The rest of this excellent article is found at the following link. http://lyceumphilosophy.com/?q=node/117
 

Stripe

Teenage Adaptive Ninja Turtle
LIFETIME MEMBER
Hall of Fame
Well one thing that is different with the dating of rocks is independent people can test the same rocks and get the same answer. That's what makes science different from other ways of knowing. If everyone is doing testing and they all seem to get the same answer, that tells you something about the natural world.
Show us that.

Give the same rock to two labs that know nothing about it and show us their undiscussed results.

Show us that.
 

Right Divider

Body part
Well one thing that is different with the dating of rocks is independent people can test the same rocks and get the same answer. That's what makes science different from other ways of knowing. If everyone is doing testing and they all seem to get the same answer, that tells you something about the natural world.
So... you think that multiple labs making the same MULTIPLE ASSUMPTIONS and getting similar results is a proof that the method using the MULTIPLE ASSUMPTIONS is scientifically valid?

You surely don't understand the problem.
 

ok doser

lifeguard at the cement pond
The assumptions of radiometric dating and how they affect the assumed ages of the rock that is being tested.



The rest of this article goes into a lot of detail on how the assumptions used by evolutionists/geologists are very often wildly wrong. It's a very good article.

https://www.cs.unc.edu/~plaisted/ce/dating2.html

i predict that artie will either ignore it, mischaracterize it or misunderstand it
 

Arthur Brain

Well-known member
Of course it's moving on... as you have not yet understood the multiple assumptions that invalidate radiometric dating as a valid way to measure the age of the earth.

No, it wan't.
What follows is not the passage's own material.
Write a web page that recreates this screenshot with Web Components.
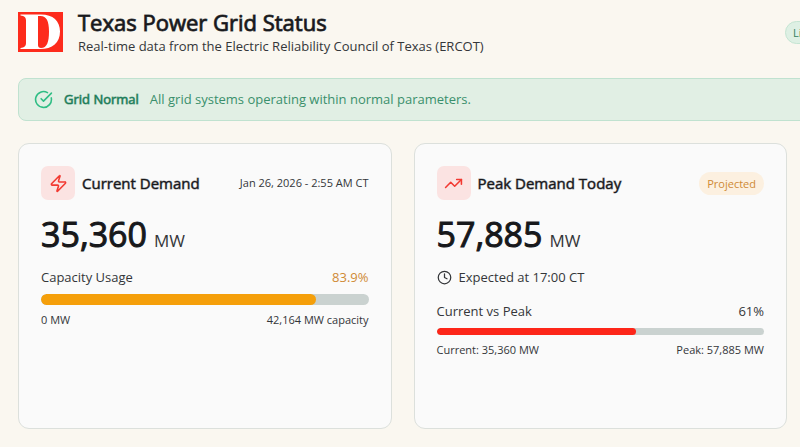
<!DOCTYPE html>
<html lang="en">
<head>
<meta charset="UTF-8">
<meta name="viewport" content="width=device-width, initial-scale=1">
<title>Texas Power Grid Status</title>
<style>
    body {
        margin: 0;
        overflow-x: hidden;
        background: #faf7f0;
        color: #343639;
        font-family: "Open Sans", "Noto Sans", sans-serif;
        font-size: 13px;
        line-height: 20px;
    }
</style>
</head>
<body>
<grid-dashboard>
    <grid-header slot="header">
        <span slot="title">Texas Power Grid Status</span>
        <span slot="subtitle">Real-time data from the Electric Reliability Council of Texas (ERCOT)</span>
        <status-pill slot="status" tone="live">Live</status-pill>
    </grid-header>

    <grid-banner slot="banner">
        <span slot="label">Grid Normal</span>
        All grid systems operating within normal parameters.
    </grid-banner>

    <metric-card icon="bolt" value="35,360">
        <span slot="title">Current Demand</span>
        <small-text slot="aside">Jan 26, 2026 - 2:55 AM CT</small-text>
        <usage-bar percent="83.9" tone="warn" size="large">
            <span slot="label">Capacity Usage</span>
            <span slot="start">0 MW</span>
            <span slot="end">42,164 MW capacity</span>
        </usage-bar>
    </metric-card>

    <metric-card icon="trend" value="57,885">
        <span slot="title">Peak Demand Today</span>
        <status-pill slot="aside" tone="projected">Projected</status-pill>
        <time-note>Expected at 17:00 CT</time-note>
        <usage-bar percent="61">
            <span slot="label">Current vs Peak</span>
            <span slot="start">Current: 35,360 MW</span>
            <span slot="end">Peak: 57,885 MW</span>
        </usage-bar>
    </metric-card>
</grid-dashboard>

<script>
const icons = {
    bolt: '<path d="M4 14a1 1 0 0 1-.78-1.63l9.9-10.2a.5.5 0 0 1 .86.46l-1.92 6.02A1 1 0 0 0 13 10h7a1 1 0 0 1 .78 1.63l-9.9 10.2a.5.5 0 0 1-.86-.46l1.92-6.02A1 1 0 0 0 11 14z"/>',
    trend: '<path d="M22 7l-8.5 8.5-5-5L2 17"/><path d="M16 7h6v6"/>',
    check: '<path d="M21.8 10A10 10 0 1 1 17 3.34"/><path d="M9 11l3 3L22 4"/>',
    clock: '<circle cx="12" cy="12" r="10"/><path d="M12 6v6l4 2"/>'
};

function svgIcon(name, size) {
    return `<svg width="${size}" height="${size}" viewBox="0 0 24 24" fill="none" stroke="currentColor"
        stroke-width="2" stroke-linecap="round" stroke-linejoin="round" aria-hidden="true">${icons[name]}</svg>`;
}

class GridDashboard extends HTMLElement {
    constructor() {
        super();
        this.attachShadow({ mode: 'open' });
        this.shadowRoot.innerHTML = `
        <style>
        :host {
            display: flex;
            flex-direction: column;
            box-sizing: border-box;
            min-height: 100vh;
            padding: 8px 13px 18px 18px;
        }

        /* header and banner run on past the two visible columns */
        .wide {
            margin-right: -48px;
        }

        .banner {
            margin: 22px -48px 22px 0;
        }

        .cards {
            flex: 1;
            display: grid;
            grid-template-columns: 1fr 1fr;
            gap: 22px;
        }
        </style>
        <div class="wide"><slot name="header"></slot></div>
        <div class="banner"><slot name="banner"></slot></div>
        <main class="cards"><slot></slot></main>
        `;
    }
}

class GridHeader extends HTMLElement {
    constructor() {
        super();
        this.attachShadow({ mode: 'open' });
        this.shadowRoot.innerHTML = `
        <style>
        :host {
            display: flex;
            align-items: center;
            gap: 15px;
        }

        .logo {
            flex: none;
            display: block;
        }

        .text {
            flex: 1;
        }

        h1 {
            margin: 0;
            color: #17181b;
            font-size: 22px;
            font-weight: 400;
            line-height: 28px;
            -webkit-text-stroke: 1px rgba(23, 24, 27, .8);
        }

        p {
            margin: 0;
        }
        </style>
        <svg class="logo" width="45" height="40" viewBox="0 0 45 40" role="img" aria-label="D">
            <rect width="45" height="40" fill="#fd2b1c"/>
            <path fill="#fff" fill-rule="evenodd" d="M2.500 2.500H23C35 2.500 42 9 42 19.500C42 31 34.500 37 22 37H2.500V36C6.500 35.500 8 34 8 31V8.500C8 5.500 6.500 4 2.500 3.500ZM20 4V33C20 35 21 36 23 36C29 36 31 30 31 19.500C31 9 28.500 4 22.500 4Z"/>
        </svg>
        <div class="text">
            <h1><slot name="title"></slot></h1>
            <p><slot name="subtitle"></slot></p>
        </div>
        <slot name="status"></slot>
        `;
    }
}

class GridBanner extends HTMLElement {
    constructor() {
        super();
        this.attachShadow({ mode: 'open' });
        this.shadowRoot.innerHTML = `
        <style>
        :host {
            display: flex;
            align-items: center;
            padding: 11px 15px;
            border: 1px solid #c0e2d0;
            border-radius: 8px;
            background: #e1efe4;
            color: #3a8f6c;
            line-height: 19px;
        }

        svg {
            flex: none;
            margin-right: 11px;
            color: #2fbd84;
        }

        strong {
            margin-right: 11px;
            color: #1b7b58;
            font-weight: 400;
            -webkit-text-stroke: 1px rgba(27, 123, 88, .6);
        }
        </style>
        ${svgIcon('check', 19)}
        <strong><slot name="label"></slot></strong>
        <span><slot></slot></span>
        `;
    }
}

class StatusPill extends HTMLElement {
    constructor() {
        super();
        this.attachShadow({ mode: 'open' });
        this.shadowRoot.innerHTML = `
        <style>
        :host {
            display: block;
            padding: 2px 7px;
            border: 1px solid transparent;
            border-radius: 12px;
            font-size: 11px;
            line-height: 17px;
        }

        :host([tone="live"]) {
            width: 34px;
            border-color: #c5e5d3;
            background: #def0e4;
            color: #35805f;
        }

        :host([tone="projected"]) {
            background: #fcf0e0;
            color: #cf8a35;
        }
        </style>
        <slot></slot>
        `;
    }
}

class SmallText extends HTMLElement {
    constructor() {
        super();
        this.attachShadow({ mode: 'open' });
        this.shadowRoot.innerHTML = `
        <style>
        :host {
            display: block;
            font-size: 11px;
            line-height: 16px;
        }
        </style>
        <slot></slot>
        `;
    }
}

class TimeNote extends HTMLElement {
    constructor() {
        super();
        this.attachShadow({ mode: 'open' });
        this.shadowRoot.innerHTML = `
        <style>
        :host {
            display: flex;
            align-items: center;
            gap: 7px;
        }
        </style>
        ${svgIcon('clock', 15)}
        <span><slot></slot></span>
        `;
    }
}

class MetricCard extends HTMLElement {
    constructor() {
        super();
        this.attachShadow({ mode: 'open' });
    }

    connectedCallback() {
        this.render();
    }

    render() {
        this.shadowRoot.innerHTML = `
        <style>
        :host {
            display: flex;
            flex-direction: column;
            gap: 14px;
            padding: 22px;
            border: 1px solid #dce0dc;
            border-radius: 11px;
            background: #fafafa;
        }

        header {
            display: flex;
            align-items: center;
            gap: 7px;
        }

        .icon {
            display: grid;
            place-items: center;
            width: 34px;
            height: 34px;
            border-radius: 7px;
            background: #fbe3e2;
            color: #f23a32;
        }

        h2 {
            flex: 1;
            margin: 0;
            color: #17181b;
            font-size: 15px;
            font-weight: 400;
            -webkit-text-stroke: 1px rgba(23, 24, 27, .5);
        }

        .value {
            display: flex;
            align-items: baseline;
            gap: 7px;
            margin-bottom: -8px;
            font-size: 17px;
            line-height: 40px;
        }

        .value b {
            color: #17181b;
            font-size: 34px;
            font-weight: 400;
            -webkit-text-stroke: 1px;
        }
        </style>
        <header>
            <div class="icon">${svgIcon(this.getAttribute('icon'), 19)}</div>
            <h2><slot name="title"></slot></h2>
            <slot name="aside"></slot>
        </header>
        <div class="value"><b>${this.getAttribute('value')}</b><span>MW</span></div>
        <slot></slot>
        `;
    }
}

class UsageBar extends HTMLElement {
    constructor() {
        super();
        this.attachShadow({ mode: 'open' });
    }

    connectedCallback() {
        this.render();
    }

    render() {
        const percent = this.getAttribute('percent');

        this.shadowRoot.innerHTML = `
        <style>
        :host {
            --fill: #fd2619;
            --thickness: 7px;
            display: flex;
            flex-direction: column;
            gap: 7px;
        }

        :host([tone="warn"]) {
            --fill: #f59f0a;
            --percent: #d08a35;
        }

        :host([size="large"]) {
            --thickness: 11px;
        }

        .row {
            display: flex;
            justify-content: space-between;
        }

        .percent {
            color: var(--percent, inherit);
        }

        .track {
            height: var(--thickness);
            border-radius: 6px;
            background: #cad2d0;
            overflow: hidden;
        }

        .fill {
            width: ${percent}%;
            height: 100%;
            border-radius: 6px;
            background: var(--fill);
        }

        .ends {
            font-size: 11px;
            line-height: 16px;
        }
        </style>
        <div class="row">
            <slot name="label"></slot>
            <span class="percent">${percent}%</span>
        </div>
        <div class="track" role="progressbar" aria-label="Usage" aria-valuenow="${percent}" aria-valuemin="0" aria-valuemax="100">
            <div class="fill"></div>
        </div>
        <div class="row ends">
            <slot name="start"></slot>
            <slot name="end"></slot>
        </div>
        `;
    }
}

customElements.define('grid-dashboard', GridDashboard);
customElements.define('grid-header', GridHeader);
customElements.define('grid-banner', GridBanner);
customElements.define('status-pill', StatusPill);
customElements.define('small-text', SmallText);
customElements.define('time-note', TimeNote);
customElements.define('metric-card', MetricCard);
customElements.define('usage-bar', UsageBar);
</script>
</body>
</html>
It was a link explaining how such processes work and if you think that the age of the universe has somehow been invalidated somehow then that's just a silly assumption of your own.
 

User Name

Greatest poster ever
Banned
A couple of points here:

The rest of this article goes into a lot of detail on how the assumptions used by evolutionists/geologists are very often wildly wrong. It's a very good article.

https://www.cs.unc.edu/~plaisted/ce/dating2.html

This article was written by David Plaisted, who is a Computer Science professor at the University of North Carolina at Chapel Hill. In other words, the topics of evolution, geology, radiometric dating, etc., are outside of his area of expertise, and he doesn't really know what he is talking about. See here for documentation: https://scienceblogs.com/goodmath/2007/09/13/creationist-drivel-from-a-sob

The assumptions that scientists make that are religious in nature...

The rest of this excellent article is found at the following link. http://lyceumphilosophy.com/?q=node/117

This article comes from the website of the Saint Anselm College Philosophy Department. Saint Anselm College is a Catholic college founded by Benedictine monks at the invitation of the first bishop of Manchester in New England. This is significant because, as one bishop of the Catholic Church wrote, "Catholic schools should continue teaching evolution as a scientific theory backed by convincing evidence." So while the Catholic Church affirms God as Creator, their teaching does not reflect the YEC perspective. The article you linked to should be understood in that light.